Arabic has lent many words to other languages of the Islamic world, like Turkish, urdu and Persian. During the Middle Ages, Arabic was a major vehicle of culture in Europe, especially in science, mathematics and philosophy. As a result, many European languages have also borrowed many words from it. Arabic influence is seen in Mediterranean languages, particularly Spanish, Portuguese, Greek and Sicilian, owing to both the proximity of European and Arab civilizations and 700 years of Arab rule in the Iberian peninsula

Arabic is a major source of vocabulary for languages such as Sindhi, Punjabi, Gujarati, Berber, Kurdish, Pashto, Persian, Swahili, Urdu, Hindustani (especially the spoken variety), Malay, Rohingya, Bengali, Tagalog, and Indonesian, as well as other languages in countries where these languages are spoken. For example, the Arabic word for book (/kitāb/) has been borrowed in all the languages listed, with the exception of Spanish and Portuguese which use the Latin-derived words "libro" and "livro", respectively, and Tagalog which uses "aklat".

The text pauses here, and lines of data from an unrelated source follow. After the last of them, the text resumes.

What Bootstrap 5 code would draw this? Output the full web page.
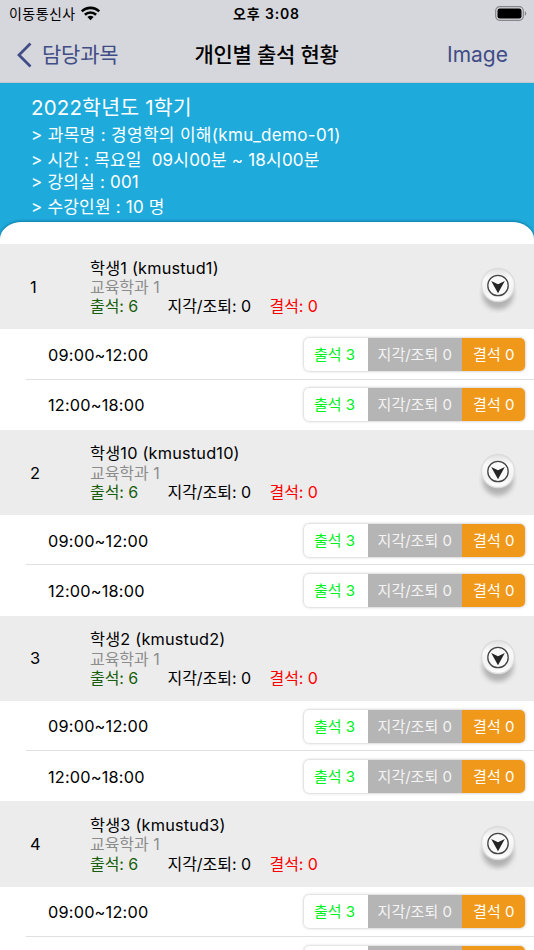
<!DOCTYPE html>
<html lang="ko">
<head>
<meta charset="utf-8">
<meta name="viewport" content="width=device-width, initial-scale=1">
<title>개인별 출석 현황</title>
<link href="https://cdn.jsdelivr.net/npm/bootstrap@5.3.0/dist/css/bootstrap.min.css" rel="stylesheet">
<style>
body{font-family:Inter,"Noto Sans CJK KR",sans-serif;font-size:16px;color:#000;background:#fff;height:950px;overflow:hidden}
.top-area{background:#d6d7dc;height:83px;border-bottom:1px solid #c4c8ce}
.status{height:27px;font-size:14px;line-height:27px;padding:0 7px 0 9px}
.status>*,.title-row>*{flex:1 1 0;white-space:nowrap}
.carrier{letter-spacing:.45px}
.clock{font-weight:600;letter-spacing:.85px;padding-right:3px}
.title-row{height:55px;padding:0 26px 0 16px;font-size:21px;line-height:55px}
.title-row .heading{font-weight:500;letter-spacing:-.25px;flex:0 0 auto;margin-left:9px}
.tint{color:#414d87}
.back{letter-spacing:-.2px}
.hero{background:#1eabdb;height:161px;color:#fff;padding-top:10px}
.hero-text{padding-left:31px;height:129px;white-space:pre}
.term{font-size:20.500px;line-height:29px;letter-spacing:.17px;height:30px}
.info{font-size:17px;line-height:25px;height:25px;letter-spacing:.2px}
.info.tight{line-height:19px;height:23px}
.info.last{line-height:23px}
.info.course{letter-spacing:.32px}
.sheet{background:#fff;height:22px;border-radius:22px 22px 0 0/17px 17px 0 0;box-shadow:0 -1px 3px rgba(0,50,90,.4);clip-path:inset(-5px 0 0 0)}
.student{background:#ececec;height:85.3px;padding-right:17px}
.num{width:90px;padding-left:30px;padding-top:1px;font-size:16.500px}
.lines{line-height:19.4px;white-space:pre;padding-top:2px;letter-spacing:-.05px}
.who{font-size:16.300px;letter-spacing:.2px}
.dept{color:#8c8c8c}
.present{color:#195e0d;width:77.500px}
.late{width:102px}
.absent{color:#f00}
.session{height:50.25px;padding:0 9px 0 48px}
.session.parted{background:linear-gradient(#e0e0e0,#e0e0e0) 26px 100%/100% 1px no-repeat}
.time{font-size:16.300px;letter-spacing:.2px;padding-top:1px}
.tallies{height:33px;border-radius:5px;box-shadow:0 0 3px rgba(0,0,0,.3);font-size:15px;line-height:34px;white-space:nowrap;text-align:center;overflow:hidden}
.ok{width:64px;color:#00f21c;padding-right:3px}
.tardy{width:93.500px;background:#b5b5b5;color:#f4f4f4}
.miss{width:63.500px;background:#f09819;color:#fff;padding-left:1px}
.knob{margin-top:5px}
</style>
<script src="https://cdn.jsdelivr.net/npm/bootstrap@5.3.0/dist/js/bootstrap.bundle.min.js"></script>
</head>
<body>
<svg width="0" height="0" class="position-absolute">
<defs>
<linearGradient id="face" x1="0" y1="0" x2="0" y2="1"><stop offset="0" stop-color="#e2e2e2"/><stop offset=".3" stop-color="#fafafa"/><stop offset=".7" stop-color="#f2f2f2"/><stop offset="1" stop-color="#fff"/></linearGradient>
<filter id="soft" x="-30%" y="-30%" width="160%" height="160%"><feGaussianBlur stdDeviation="2.500"/></filter>
<symbol id="expand" viewBox="0 0 38 48">
<circle cx="19" cy="29" r="15.500" fill="#999" opacity=".7" filter="url(#soft)"/>
<circle cx="19" cy="20" r="17.300" fill="#dcdcdc"/>
<circle cx="19" cy="20" r="15.800" fill="url(#face)"/>
<circle cx="19" cy="20.500" r="10.200" fill="#fafafa" stroke="#444" stroke-width="1.300"/>
<path d="M12.200 16L19 19.300l6.800-3.300L19 28.300z" fill="#252525"/>
</symbol>
</defs>
</svg>
<header class="top-area">
<div class="status d-flex align-items-center">
<div class="carrier d-flex align-items-center"><span>이동통신사</span>
<svg class="ms-1" width="21" height="15" viewBox="0 0 20 15" fill="none" stroke="#000" stroke-width="2.600"><path d="M1.300 5.400a12.600 12.600 0 0 1 17.400 0M4.400 8.800a8 8 0 0 1 11.200 0"/><path d="M10 14.300l-3.100-3.200a4.500 4.500 0 0 1 6.200 0z" fill="#000" stroke="none"/></svg></div>
<div class="clock text-center">오후 3:08</div>
<div class="d-flex justify-content-end"><svg width="32" height="15" viewBox="0 0 32 15"><rect x=".7" y=".7" width="27.600" height="13.600" rx="4" fill="none" stroke="#85868a" stroke-width="1.200"/><rect x="2.500" y="2.500" width="24" height="10" rx="2.300"/><path d="M29.800 5q3 2.500 0 5z" fill="#85868a"/></svg></div>
</div>
<div class="title-row d-flex align-items-center tint">
<div class="back d-flex align-items-center"><svg width="18" height="26" viewBox="0 0 18 26" fill="none" stroke="#414d87" stroke-width="2.800" class="me-2"><path d="M14.500 1.500L3 13l11.500 11.500"/></svg>담당과목</div>
<div class="heading text-black">개인별 출석 현황</div>
<div class="text-end">Image</div>
</div>
</header>
<section class="hero">
<div class="hero-text"><div class="term">2022학년도 1학기</div><div class="info course">&gt; 과목명 : 경영학의 이해(kmu_demo-01)</div><div class="info">&gt; 시간 : 목요일  09시00분 ~ 18시00분</div><div class="info tight">&gt; 강의실 : 001</div><div class="info last">&gt; 수강인원 : 10 명</div></div>
<div class="sheet"></div>
</section>
<main id="students"></main>
<script>
const students = [['학생1','kmustud1'],['학생10','kmustud10'],['학생2','kmustud2'],['학생3','kmustud3']];
const session = (time, parted) => `<div class="session ${parted ? 'parted' : ''} d-flex align-items-center justify-content-between"><span class="time">${time}</span><div class="tallies d-flex"><span class="ok">출석 3</span><span class="tardy">지각/조퇴 0</span><span class="miss">결석 0</span></div></div>`;
document.getElementById('students').innerHTML = students.map(([name, id], i) => `<section><div class="student d-flex align-items-center"><span class="num">${i + 1}</span><div class="lines flex-grow-1"><div class="who">${name} (${id})</div><div class="dept">교육학과 1</div><div class="d-flex"><span class="present">출석: 6</span><span class="late">지각/조퇴: 0</span><span class="absent">결석: 0</span></div></div><svg class="knob" width="38" height="48"><use href="#expand"/></svg></div>${session('09:00~12:00', true)}${session('12:00~18:00', false)}</section>`).join('');
</script>
</body>
</html>
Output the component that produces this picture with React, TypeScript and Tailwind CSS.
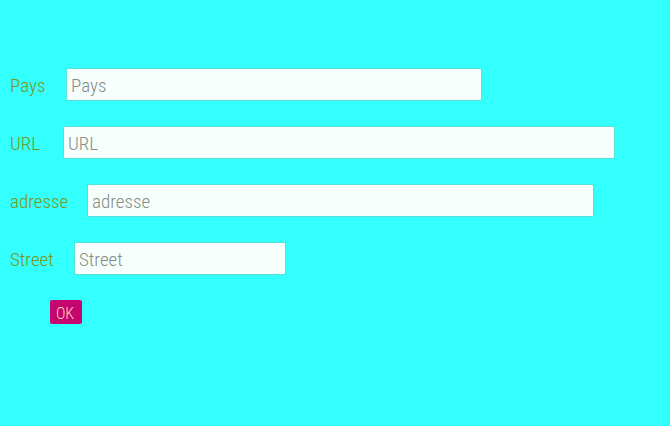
const fields = [
  { id: "pays", label: "Pays", labelWidth: "w-9", width: "w-[416px]" },
  { id: "url", label: "URL", labelWidth: "w-[33px]", width: "w-[552px]" },
  { id: "adresse", label: "adresse", labelWidth: "w-[57px]", width: "w-[507px]" },
  { id: "street", label: "Street", labelWidth: "w-11", width: "w-[212px]" },
];

export default function App() {
  return (
    <main className="min-h-screen bg-[#33fffc] px-2.5 pt-17 font-['Roboto_Condensed','Roboto',sans-serif] font-[330]">
      <form onSubmit={(e) => e.preventDefault()}>
        <div className="flex flex-col gap-[25px]">
          {fields.map((f) => (
            <div key={f.id} className="flex items-center gap-5">
              <label
                htmlFor={f.id}
                className={`${f.labelWidth} shrink-0 pt-0.5 text-[19px] leading-[30px] whitespace-nowrap text-[#7f9322]`}
              >
                {f.label}
              </label>
              <input
                id={f.id}
                type="text"
                placeholder={f.label}
                className={`${f.width} h-[33px] min-w-0 rounded-xs border border-[#5cdcd6] bg-[#f6fffb] px-1 pt-0.5 text-[19px] leading-[30px] text-[#555] placeholder:text-[#868c88]`}
              />
            </div>
          ))}
        </div>
        <button
          type="submit"
          className="mt-[25px] ml-10 block h-6 w-8 rounded-xs bg-[#c4066f] pt-1 pr-0.5 text-center text-[16px] leading-5 text-[#fbd9b4]"
        >
          OK
        </button>
      </form>
    </main>
  );
}
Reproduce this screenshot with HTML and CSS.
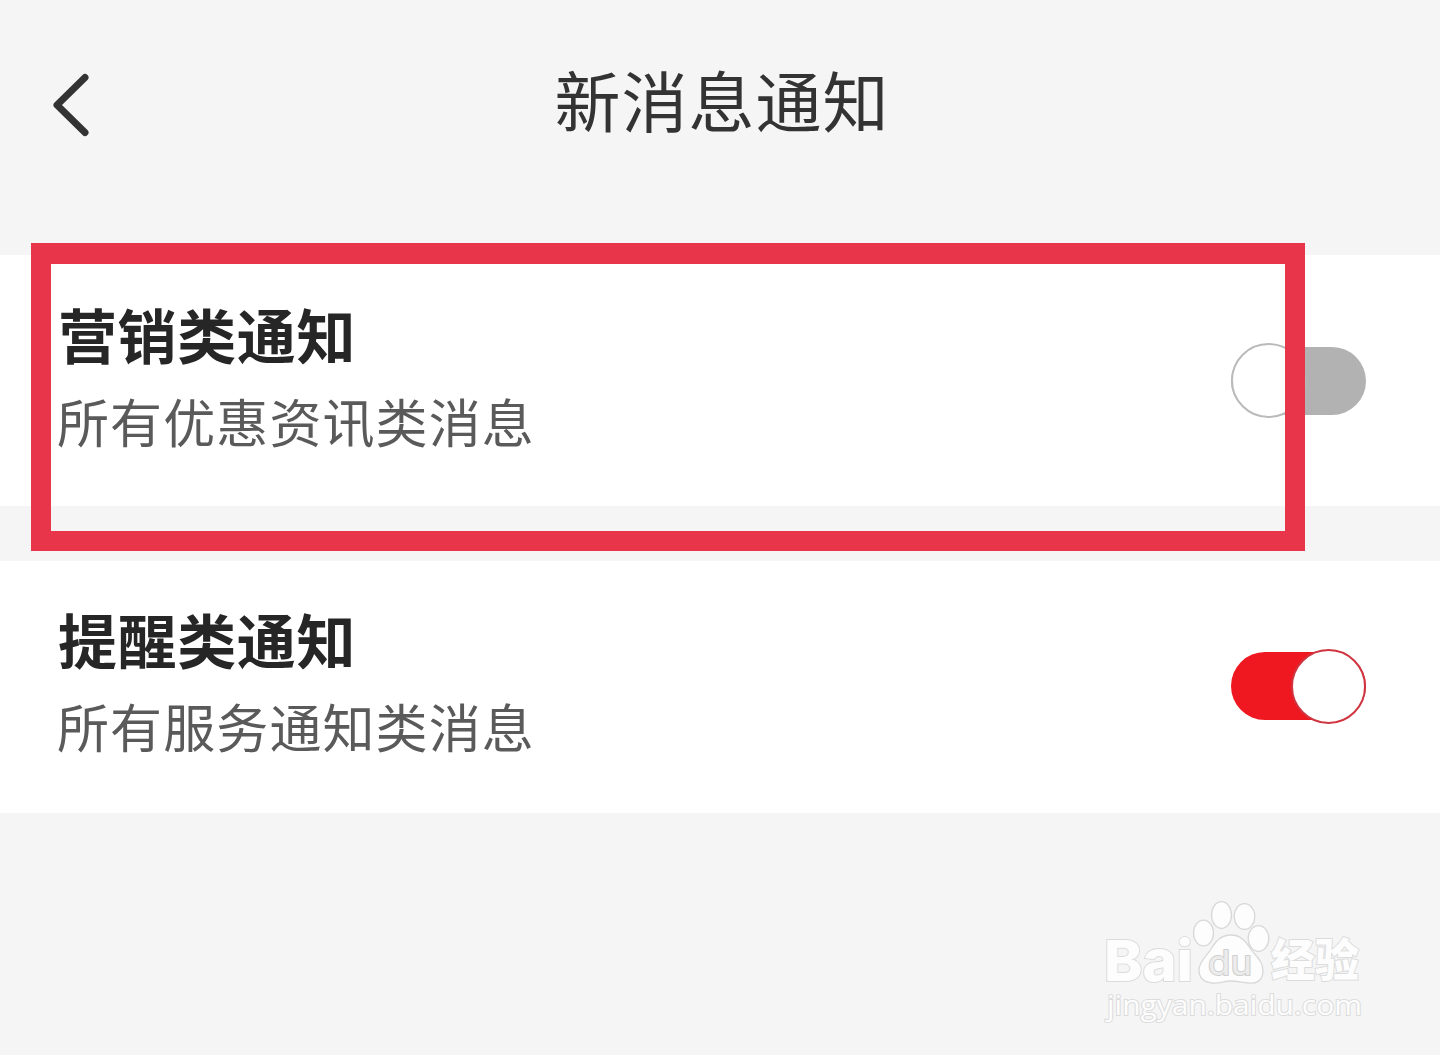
FILE: index.html
```html
<!DOCTYPE html>
<html lang="zh-CN">
<head>
    <meta charset="UTF-8">
    <meta name="viewport" content="width=device-width, initial-scale=1.0">
    <title>新消息通知</title>
    <link rel="stylesheet" href="styles.css">
</head>
<body>

    <header class="header">
        <a href="#" class="back" aria-label="返回">
            <svg width="40" height="66" viewBox="0 0 40 66">
                <path d="M34 5.5L6 33L34 60.5"/>
            </svg>
        </a>
        <h1>新消息通知</h1>
    </header>

    <main class="list">
        <section class="row">
            <div class="row-text">
                <h2>营销类通知</h2>
                <p>所有优惠资讯类消息</p>
            </div>
            <div class="switch"><span class="knob"></span></div>
            <div class="highlight"></div>
        </section>

        <section class="row">
            <div class="row-text">
                <h2>提醒类通知</h2>
                <p>所有服务通知类消息</p>
            </div>
            <div class="switch on"><span class="knob"></span></div>
        </section>
    </main>

    <footer class="footer">
        <svg class="watermark" width="270" height="130" viewBox="0 0 270 130">
            <text class="logo" x="4" y="82.500" font-size="57" textLength="89" lengthAdjust="spacingAndGlyphs">Bai</text>
            <g class="paw">
                <ellipse cx="103.5" cy="35" rx="10" ry="12.8"/>
                <ellipse cx="121.5" cy="17" rx="10" ry="13.3"/>
                <ellipse cx="144.5" cy="18.5" rx="10.3" ry="12.8"/>
                <ellipse cx="158.5" cy="40.5" rx="10.3" ry="12.8"/>
                <path d="M131 37C141 37 146 44 150 50C155 58 163 62 163 73C163 83 156 86 148 85C140 84 137 83 130 83C124 83 119 86 112 85C103 84 99 79 99 72C99 63 107 58 111 51C116 43 121 37 131 37Z"/>
            </g>
            <text class="du" x="108" y="76.500" font-size="34" textLength="44" lengthAdjust="spacingAndGlyphs">du</text>
            <text class="logo cn" x="171" y="79" font-size="45" textLength="88" lengthAdjust="spacingAndGlyphs">经验</text>
            <text class="site" x="7" y="117" font-size="28" textLength="255" lengthAdjust="spacingAndGlyphs">jingyan.baidu.com</text>
        </svg>
    </footer>

</body>
</html>
```

FILE: styles.css
```css
* {
    box-sizing: border-box;
}
body {
    margin: 0;
    background: #f5f5f5;
    font-family: "Noto Sans CJK SC", sans-serif;
}
h1, h2, p {
    margin: 0;
}
.header {
    display: grid;
    grid-template-columns: 90px 1fr 90px;
    align-items: center;
    height: 255px;
    padding: 0 0 46px;
}
.back {
    display: flex;
    justify-content: flex-end;
}
.back svg {
    margin-right: -1px;
    fill: none;
    stroke: #333;
    stroke-width: 7;
    stroke-linecap: round;
    stroke-linejoin: round;
}
.header h1 {
    font-size: 66px;
    font-weight: 400;
    line-height: 80px;
    letter-spacing: 1px;
    text-align: center;
    color: #333;
    margin-top: -13px;
    padding-left: 4px;
}
.list {
    display: flex;
    flex-direction: column;
    gap: 55px;
}
.row {
    position: relative;
    display: flex;
    justify-content: space-between;
    align-items: center;
    height: 251px;
    padding: 0 74px 0 57px;
    background: #fff;
}
.row:last-child {
    height: 252px;
    padding-bottom: 2px;
}
.row h2 {
    font-size: 59px;
    font-weight: 700;
    line-height: 84px;
    letter-spacing: 0.6px;
    color: #262626;
    padding-left: 1px;
}
.row p {
    font-size: 52px;
    line-height: 90px;
    letter-spacing: 1.1px;
    color: #5a5a5a;
}
.row-text {
    padding-bottom: 4px;
}
.switch {
    display: flex;
    align-items: center;
    width: 135px;
    height: 68px;
    border-radius: 34px;
    background: #b2b2b2;
}
.knob {
    flex: none;
    width: 75px;
    height: 75px;
    border: 2px solid #bababa;
    border-radius: 50%;
    background: #fff;
}
.switch.on {
    justify-content: flex-end;
    background: #ef1820;
}
.switch.on .knob {
    border-color: #cf3540;
}
/* red frame over the first row */
.highlight {
    position: absolute;
    z-index: 1;
    top: -12px;
    left: 31px;
    width: 1274px;
    height: 308px;
    border: 20px solid #e93549;
    border-top-width: 21px;
}
.footer {
    display: flex;
    justify-content: flex-end;
    height: 242px;
    padding: 85px 70px 0 0;
}
.watermark text {
    font-family: "Open Sans", "Noto Sans", sans-serif;
    fill: #fdfdfd;
    stroke: #dcdcdc;
    stroke-width: 2px;
    paint-order: stroke;
}
.watermark .logo {
    font-family: Inter, sans-serif;
    font-weight: 800;
}
.watermark .cn {
    font-family: "Noto Sans CJK SC", sans-serif;
}
.watermark .du {
    font-family: Inter, sans-serif;
    font-weight: 400;
    fill: #ececec;
    stroke: #cfcfcf;
}
.paw {
    fill: #fdfdfd;
    stroke: #d8d8d8;
    stroke-width: 1.3;
}
```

In addition, English has quite a few Arabic loan words, some directly but most through the medium of other Mediterranean languages. Other languages such as Maltese[9] and Kinubi derive from Arabic, rather than merely borrowing vocabulary or grammar rules.

Arabic and Islam

Arabic is the language of the Qur'an. Arabic is often associated with Islam, but it is also spoken by Arab Christians, Mizrahi Jews and Iraqi Mandaeans.

Most of the world's Muslims do not speak Arabic as their native language but can read the script and recite the words of religious text

Studying Arabic worldwide

Because the Quran is written in Arabic and all Islamic terms are in Arabic, millions of Muslims (both Arab and non-Arab) study the language. Arabic has been taught in many elementary and secondary schools, especially Muslim schools, worldwide. Universities around the world have classes teaching Arabic as part of their foreign languages, Middle Eastern studies, religious studies courses.

Software and books with tapes are also important part of Arabic learning, as many of Arabic learners may live in places where there are no academic or Arabic language school classes available. Radio series of Arabic language classes are also provided from some radio stations. A number of websites on the Internet provide online classes for all levels as a means of distance education.

Provision to study Arabic in India

It is evident that without knowing the language, one cannot understand the real meaning and depth of the message. Particularly the holy Quran, which is a message to the mankind. Unlike other parts of the world there is a growing demand to study Arabic in India. There are various attempts being made by several individuals & organizations.

MESCO Hyderabad, is One such organization, which has surveyed and designed an syllabus to learn the Arabic language in a systematic way from nursery to 7th grade. This syllabus has been adapted by more than 200 schools in India and also approved by CBSE.

Subject taught includes Tajweed, Mesco Arabic course for understanding Quran without the assistance of any translation, Seerathunnabi (PBUH), Islamic knowledge, Teaching methodology, Time management , Basic English, Computers and Practical classroom training

Right age to learn a language

Normally all other languages are being taught at an early stage but Arabic has been ignored or being taught at later stages. It is a well-known and well-documented fact, that there is a window of opportunity or a critical period when the child’s brain is best able to learn different languages.
That window starts right from when the child is a baby and can hear to typically 12 years of age. In fact, the earlier the child has regular exposure to a language, the higher are the chances of the child understanding and talking the language fluently and with the accent of a native speaker.

A child's brain can handle what all languages that are thrown at it regularly at an early stage. If the brain does not hear a language, then those neural connections for that language will not get stimulated and the brain will slowly retire these connections. That is why after 10-12 years of age, it is more difficult to learn a particular language. After that age, the brain becomes rigid and the neural connections, that encourage fast and easy language development, get discarded.
Millions of children are crossing this age limit and may find it difficult to learn this great language

Hidayah Foundations efforts on Arabic language

Citing the need of Arabic language, Hidayah foundation initially brought 2 trained teachers from MESCO Hyderabad and conducted classes for nearly 45 students in Mangalore. Later in the month of January 2010, manage to send 9 teachers to Hyderabad for a course of 6 months. These teachers who have completed their training in the month of july 2010 are hired in different schools of southcanara.

Now with the intention of creating more teachers to meet the local demand of Muslim managed schools, we are preparing a batch of B ed/D ed/ graduates for a fresh 6 months Arabic language training program at Hyderabad starting from November 1st. above program includes teaching methodology, time management, basic English, computers & practical class room training.